In many manufacturing improvement projects, teams analyze data as a single dataset. Averages are calculated, trends are reviewed, and conclusions are drawn. Yet despite thorough analysis, root causes remain unclear or disputed.

This happens because important differences are hidden inside aggregated data. Variation caused by shifts, machines, materials, or suppliers is averaged out. As a result, real drivers of performance remain invisible, and improvement actions are based on incomplete understanding.

Data Segmentation exists to solve this problem. It helps teams separate data into meaningful groups, revealing patterns and relationships that are otherwise impossible to see.


2. The Core Idea in Plain Language

Data Segmentation, also called stratification, means splitting data into logical subgroups to understand where variation comes from.

Instead of asking, “How is the process performing overall?”, segmentation asks, “How does performance differ by condition?”

Typical segmentation dimensions in manufacturing include:

  • Machine or production line

  • Shift or operator group

  • Product or product family

  • Material batch or supplier

  • Time period or environmental conditions

The core idea is simple:
Variation always has a source. Segmentation helps you find it.


3. How It Works in Real Life

Data Segmentation is applied after data has been collected reliably and understood at a high level through Descriptive Statistics.

Teams select segmentation factors based on process knowledge and hypotheses, often informed by Process Mapping and Gemba observations. Data is then analyzed separately for each subgroup.

Visual tools such as side-by-side boxplots, stratified histograms, or run charts are commonly used. These visuals quickly highlight differences that were invisible in aggregated data.

Segmentation does not prove causation on its own, but it points clearly to where deeper analysis is required.


4. A Practical Example from a Manufacturing Environment

Consider a medium-sized manufacturer analyzing scrap rates on a machining process. Overall scrap appears moderate and stable, providing no clear direction for improvement.

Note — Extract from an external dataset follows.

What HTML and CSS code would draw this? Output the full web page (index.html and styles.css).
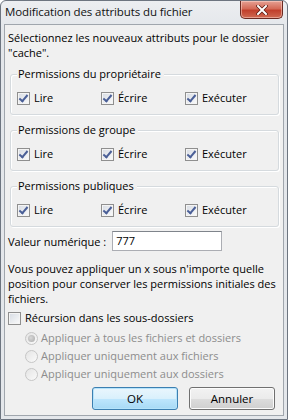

By segmenting scrap data by machine and shift, the team discovers that most defects originate from one machine during the night shift. This pattern was completely hidden in the overall data.

With this insight, the team focuses its analysis on setup procedures, maintenance practices, and staffing on that specific shift. Root cause analysis becomes targeted and effective.

Segmentation turns noise into direction.


5. What Makes It Succeed or Fail

Data Segmentation fails when it is applied randomly or excessively. Splitting data without a logical hypothesis creates confusion rather than insight.

Another failure mode is using segmentation results to assign blame. When data is used punitively, openness disappears.

Leadership behavior is critical. Leaders must frame segmentation as a learning tool, not a performance comparison exercise.

Successful segmentation focuses attention where it matters most.


How Data Segmentation Connects to Other Six Sigma Tools

Data Segmentation builds on Descriptive Statistics by adding depth to understanding.

It informs Probability Plots and Process Capability Analysis by clarifying distribution behavior per subgroup.

It guides Hypothesis Testing and Regression Analysis by identifying relevant factors.

It strengthens DMAIC Analyze by narrowing the search for root causes.


Closing Reflection

Data Segmentation teaches organizations to stop treating variation as random. By revealing patterns, it turns complexity into clarity and directs improvement effort efficiently.

In manufacturing environments with multiple interacting factors, this capability is essential for effective Six Sigma analysis.